- What is required: Skip any picture you find and retype all the remaining lines exactly.

- Web page code records:
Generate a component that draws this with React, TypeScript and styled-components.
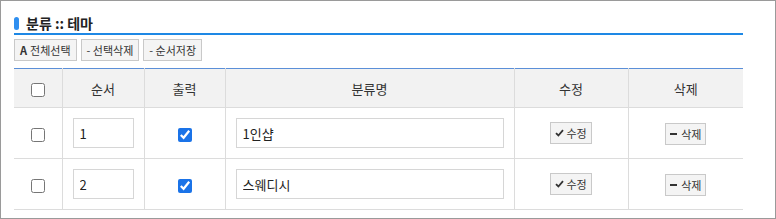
import React from "react";
import styled, { createGlobalStyle } from "styled-components";

const Global = createGlobalStyle`
  html, body { margin: 0; padding: 0; background: #fff; }
  body { font-family: "Noto Sans CJK KR", "Noto Sans", sans-serif; color: #333; }
  * { box-sizing: border-box; }
`;

const Frame = styled.div`
  width: 776px;
  height: 219px;
  border: 1px solid #9a9a9a;
  padding: 12px 32px 0 13px;
  display: flex;
  flex-direction: column;
  overflow: hidden;
`;

const TitleBar = styled.div`
  display: flex;
  align-items: center;
  gap: 7px;
  height: 20px;
  border-bottom: 2px solid #1e88e5;
  box-sizing: content-box;
`;

const Pill = styled.span`
  width: 5px;
  height: 13px;
  border-radius: 3px;
  background: #2f8ff0;
  margin-top: 1px;
`;

const Title = styled.h2`
  margin: 0;
  font-size: 14px;
  font-weight: 700;
  color: #222;
  line-height: 20px;
`;

const Toolbar = styled.div`
  display: flex;
  gap: 4px;
  margin-top: 4px;
`;

const ToolButton = styled.button`
  height: 22px;
  padding: 0 5px;
  border: 1px solid #c9c9c9;
  background: #f4f4f4;
  font-family: inherit;
  font-size: 11px;
  color: #333;
  display: flex;
  align-items: center;
  gap: 3px;
  cursor: pointer;
  b { font-weight: 700; font-size: 11px; }
`;

const Table = styled.table`
  margin-top: 7px;
  width: 729px;
  border-collapse: collapse;
  border-top: 1px solid #5b8fd8;
  table-layout: fixed;
  font-size: 12px;
`;

const Th = styled.th<{ $last?: boolean }>`
  height: 39px;
  background: #f2f2f2;
  font-weight: 400;
  font-size: 13px;
  color: #333;
  border-bottom: 1px solid #dcdcdc;
  border-right: ${(p) => (p.$last ? "none" : "1px solid #dcdcdc")};
  text-align: center;
  padding: 0;
`;

const Td = styled.td<{ $last?: boolean }>`
  height: 51px;
  border-bottom: 1px solid #dcdcdc;
  border-right: ${(p) => (p.$last ? "none" : "1px solid #dcdcdc")};
  text-align: center;
  padding: 0;
  vertical-align: middle;
`;

const Check = styled.input`
  width: 14px;
  height: 14px;
  margin: 0;
  vertical-align: middle;
  accent-color: #1a73e8;
`;

const TextInput = styled.input<{ $w: number }>`
  width: ${(p) => p.$w}px;
  height: 30px;
  border: 1px solid #d6d6d6;
  padding: 0 6px;
  font-family: inherit;
  font-size: 13px;
  color: #222;
  outline: none;
`;

const RowButton = styled.button`
  height: 22px;
  padding: 0 4px;
  border: 1px solid #c9c9c9;
  background: #f4f4f4;
  font-family: inherit;
  font-size: 11px;
  color: #333;
  display: inline-flex;
  align-items: center;
  gap: 2px;
  cursor: pointer;
`;

const Dash = styled.span`
  display: inline-block;
  width: 7px;
  height: 2px;
  background: #333;
  margin-right: 2px;
`;

const CheckIcon = () => (
  <svg width="9" height="8" viewBox="0 0 9 8">
    <path d="M1 4.2 L3.4 6.5 L8 1.2" stroke="#333" strokeWidth="1.8" fill="none" />
  </svg>
);

const rows = [
  { order: "1", name: "1인샵" },
  { order: "2", name: "스웨디시" },
];

export default function App() {
  return (
    <>
      <Global />
      <Frame>
        <TitleBar>
          <Pill />
          <Title>분류 :: 테마</Title>
        </TitleBar>
        <Toolbar>
          <ToolButton><b>A</b>전체선택</ToolButton>
          <ToolButton>- 선택삭제</ToolButton>
          <ToolButton>- 순서저장</ToolButton>
        </Toolbar>
        <Table>
          <colgroup>
            <col style={{ width: 48 }} />
            <col style={{ width: 82 }} />
            <col style={{ width: 81 }} />
            <col style={{ width: 289 }} />
            <col style={{ width: 114 }} />
            <col style={{ width: 115 }} />
          </colgroup>
          <thead>
            <tr>
              <Th><Check type="checkbox" readOnly /></Th>
              <Th>순서</Th>
              <Th>출력</Th>
              <Th>분류명</Th>
              <Th>수정</Th>
              <Th $last>삭제</Th>
            </tr>
          </thead>
          <tbody>
            {rows.map((r) => (
              <tr key={r.order}>
                <Td><Check type="checkbox" readOnly /></Td>
                <Td><TextInput $w={61} defaultValue={r.order} /></Td>
                <Td><Check type="checkbox" defaultChecked /></Td>
                <Td><TextInput $w={268} defaultValue={r.name} /></Td>
                <Td><RowButton><CheckIcon />수정</RowButton></Td>
                <Td $last><RowButton><Dash />삭제</RowButton></Td>
              </tr>
            ))}
          </tbody>
        </Table>
      </Frame>
    </>
  );
}
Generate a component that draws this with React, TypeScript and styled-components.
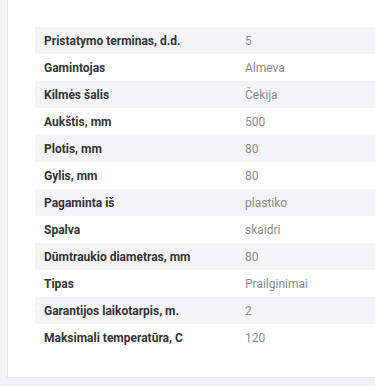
import React from "react";
import styled, { createGlobalStyle } from "styled-components";

const Global = createGlobalStyle`
  html, body { margin: 0; padding: 0; background: #f2f2f5; overflow: hidden; }
  body { font-family: Roboto, "Noto Sans", Arial, sans-serif; }
`;

const Page = styled.div`
  padding: 0 0 0 7px;
  width: 100%;
  height: 386px;
  box-sizing: border-box;
  overflow: hidden;
`;

const Card = styled.div`
  width: calc(100% + 20px);
  background: #ffffff;
  border: 1px solid #e4e4e8;
  border-top: none;
  padding: 27px 0 26px 27px;
  box-sizing: border-box;
`;

const Table = styled.table`
  width: 100%;
  border-collapse: collapse;
  font-size: 12px;
`;

const Row = styled.tr<{ $shade: boolean }>`
  height: 27px;
  background: ${(p) => (p.$shade ? "#f4f4f7" : "#ffffff")};
`;

const Label = styled.td`
  width: 200px;
  padding: 0 9px;
  box-sizing: border-box;
  font-weight: 700;
  color: #333336;
  white-space: nowrap;
`;

const Value = styled.td`
  padding: 0 10px;
  color: #8a8a8e;
  white-space: nowrap;
`;

const rows: [string, string][] = [
  ["Pristatymo terminas, d.d.", "5"],
  ["Gamintojas", "Almeva"],
  ["Kilmės šalis", "Čekija"],
  ["Aukštis, mm", "500"],
  ["Plotis, mm", "80"],
  ["Gylis, mm", "80"],
  ["Pagaminta iš", "plastiko"],
  ["Spalva", "skaidri"],
  ["Dūmtraukio diametras, mm", "80"],
  ["Tipas", "Prailginimai"],
  ["Garantijos laikotarpis, m.", "2"],
  ["Maksimali temperatūra, C", "120"],
];

export default function App() {
  return (
    <>
      <Global />
      <Page>
        <Card>
          <Table>
            <tbody>
              {rows.map(([k, v], i) => (
                <Row key={k} $shade={i % 2 === 0}>
                  <Label>{k}</Label>
                  <Value>{v}</Value>
                </Row>
              ))}
            </tbody>
          </Table>
        </Card>
      </Page>
    </>
  );
}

- The solution:
Generate a component that draws this with React, TypeScript and styled-components.
import React from "react";
import styled, { createGlobalStyle } from "styled-components";

const Global = createGlobalStyle`
  html, body { margin: 0; padding: 0; background: #fff; }
  body { font-family: "Noto Sans CJK KR", "Noto Sans", sans-serif; color: #333; }
  * { box-sizing: border-box; }
`;

const Frame = styled.div`
  width: 776px;
  height: 219px;
  border: 1px solid #9a9a9a;
  padding: 12px 32px 0 13px;
  display: flex;
  flex-direction: column;
  overflow: hidden;
`;

const TitleBar = styled.div`
  display: flex;
  align-items: center;
  gap: 7px;
  height: 20px;
  border-bottom: 2px solid #1e88e5;
  box-sizing: content-box;
`;

const Pill = styled.span`
  width: 5px;
  height: 13px;
  border-radius: 3px;
  background: #2f8ff0;
  margin-top: 1px;
`;

const Title = styled.h2`
  margin: 0;
  font-size: 14px;
  font-weight: 700;
  color: #222;
  line-height: 20px;
`;

const Toolbar = styled.div`
  display: flex;
  gap: 4px;
  margin-top: 4px;
`;

const ToolButton = styled.button`
  height: 22px;
  padding: 0 5px;
  border: 1px solid #c9c9c9;
  background: #f4f4f4;
  font-family: inherit;
  font-size: 11px;
  color: #333;
  display: flex;
  align-items: center;
  gap: 3px;
  cursor: pointer;
  b { font-weight: 700; font-size: 11px; }
`;

const Table = styled.table`
  margin-top: 7px;
  width: 729px;
  border-collapse: collapse;
  border-top: 1px solid #5b8fd8;
  table-layout: fixed;
  font-size: 12px;
`;

const Th = styled.th<{ $last?: boolean }>`
  height: 39px;
  background: #f2f2f2;
  font-weight: 400;
  font-size: 13px;
  color: #333;
  border-bottom: 1px solid #dcdcdc;
  border-right: ${(p) => (p.$last ? "none" : "1px solid #dcdcdc")};
  text-align: center;
  padding: 0;
`;

const Td = styled.td<{ $last?: boolean }>`
  height: 51px;
  border-bottom: 1px solid #dcdcdc;
  border-right: ${(p) => (p.$last ? "none" : "1px solid #dcdcdc")};
  text-align: center;
  padding: 0;
  vertical-align: middle;
`;

const Check = styled.input`
  width: 14px;
  height: 14px;
  margin: 0;
  vertical-align: middle;
  accent-color: #1a73e8;
`;

const TextInput = styled.input<{ $w: number }>`
  width: ${(p) => p.$w}px;
  height: 30px;
  border: 1px solid #d6d6d6;
  padding: 0 6px;
  font-family: inherit;
  font-size: 13px;
  color: #222;
  outline: none;
`;

const RowButton = styled.button`
  height: 22px;
  padding: 0 4px;
  border: 1px solid #c9c9c9;
  background: #f4f4f4;
  font-family: inherit;
  font-size: 11px;
  color: #333;
  display: inline-flex;
  align-items: center;
  gap: 2px;
  cursor: pointer;
`;

const Dash = styled.span`
  display: inline-block;
  width: 7px;
  height: 2px;
  background: #333;
  margin-right: 2px;
`;

const CheckIcon = () => (
  <svg width="9" height="8" viewBox="0 0 9 8">
    <path d="M1 4.2 L3.4 6.5 L8 1.2" stroke="#333" strokeWidth="1.8" fill="none" />
  </svg>
);

const rows = [
  { order: "1", name: "1인샵" },
  { order: "2", name: "스웨디시" },
];

export default function App() {
  return (
    <>
      <Global />
      <Frame>
        <TitleBar>
          <Pill />
          <Title>분류 :: 테마</Title>
        </TitleBar>
        <Toolbar>
          <ToolButton><b>A</b>전체선택</ToolButton>
          <ToolButton>- 선택삭제</ToolButton>
          <ToolButton>- 순서저장</ToolButton>
        </Toolbar>
        <Table>
          <colgroup>
            <col style={{ width: 48 }} />
            <col style={{ width: 82 }} />
            <col style={{ width: 81 }} />
            <col style={{ width: 289 }} />
            <col style={{ width: 114 }} />
            <col style={{ width: 115 }} />
          </colgroup>
          <thead>
            <tr>
              <Th><Check type="checkbox" readOnly /></Th>
              <Th>순서</Th>
              <Th>출력</Th>
              <Th>분류명</Th>
              <Th>수정</Th>
              <Th $last>삭제</Th>
            </tr>
          </thead>
          <tbody>
            {rows.map((r) => (
              <tr key={r.order}>
                <Td><Check type="checkbox" readOnly /></Td>
                <Td><TextInput $w={61} defaultValue={r.order} /></Td>
                <Td><Check type="checkbox" defaultChecked /></Td>
                <Td><TextInput $w={268} defaultValue={r.name} /></Td>
                <Td><RowButton><CheckIcon />수정</RowButton></Td>
                <Td $last><RowButton><Dash />삭제</RowButton></Td>
              </tr>
            ))}
          </tbody>
        </Table>
      </Frame>
    </>
  );
}
Generate a component that draws this with React, TypeScript and styled-components.
import React from "react";
import styled, { createGlobalStyle } from "styled-components";

const Global = createGlobalStyle`
  html, body { margin: 0; padding: 0; background: #f2f2f5; overflow: hidden; }
  body { font-family: Roboto, "Noto Sans", Arial, sans-serif; }
`;

const Page = styled.div`
  padding: 0 0 0 7px;
  width: 100%;
  height: 386px;
  box-sizing: border-box;
  overflow: hidden;
`;

const Card = styled.div`
  width: calc(100% + 20px);
  background: #ffffff;
  border: 1px solid #e4e4e8;
  border-top: none;
  padding: 27px 0 26px 27px;
  box-sizing: border-box;
`;

const Table = styled.table`
  width: 100%;
  border-collapse: collapse;
  font-size: 12px;
`;

const Row = styled.tr<{ $shade: boolean }>`
  height: 27px;
  background: ${(p) => (p.$shade ? "#f4f4f7" : "#ffffff")};
`;

const Label = styled.td`
  width: 200px;
  padding: 0 9px;
  box-sizing: border-box;
  font-weight: 700;
  color: #333336;
  white-space: nowrap;
`;

const Value = styled.td`
  padding: 0 10px;
  color: #8a8a8e;
  white-space: nowrap;
`;

const rows: [string, string][] = [
  ["Pristatymo terminas, d.d.", "5"],
  ["Gamintojas", "Almeva"],
  ["Kilmės šalis", "Čekija"],
  ["Aukštis, mm", "500"],
  ["Plotis, mm", "80"],
  ["Gylis, mm", "80"],
  ["Pagaminta iš", "plastiko"],
  ["Spalva", "skaidri"],
  ["Dūmtraukio diametras, mm", "80"],
  ["Tipas", "Prailginimai"],
  ["Garantijos laikotarpis, m.", "2"],
  ["Maksimali temperatūra, C", "120"],
];

export default function App() {
  return (
    <>
      <Global />
      <Page>
        <Card>
          <Table>
            <tbody>
              {rows.map(([k, v], i) => (
                <Row key={k} $shade={i % 2 === 0}>
                  <Label>{k}</Label>
                  <Value>{v}</Value>
                </Row>
              ))}
            </tbody>
          </Table>
        </Card>
      </Page>
    </>
  );
}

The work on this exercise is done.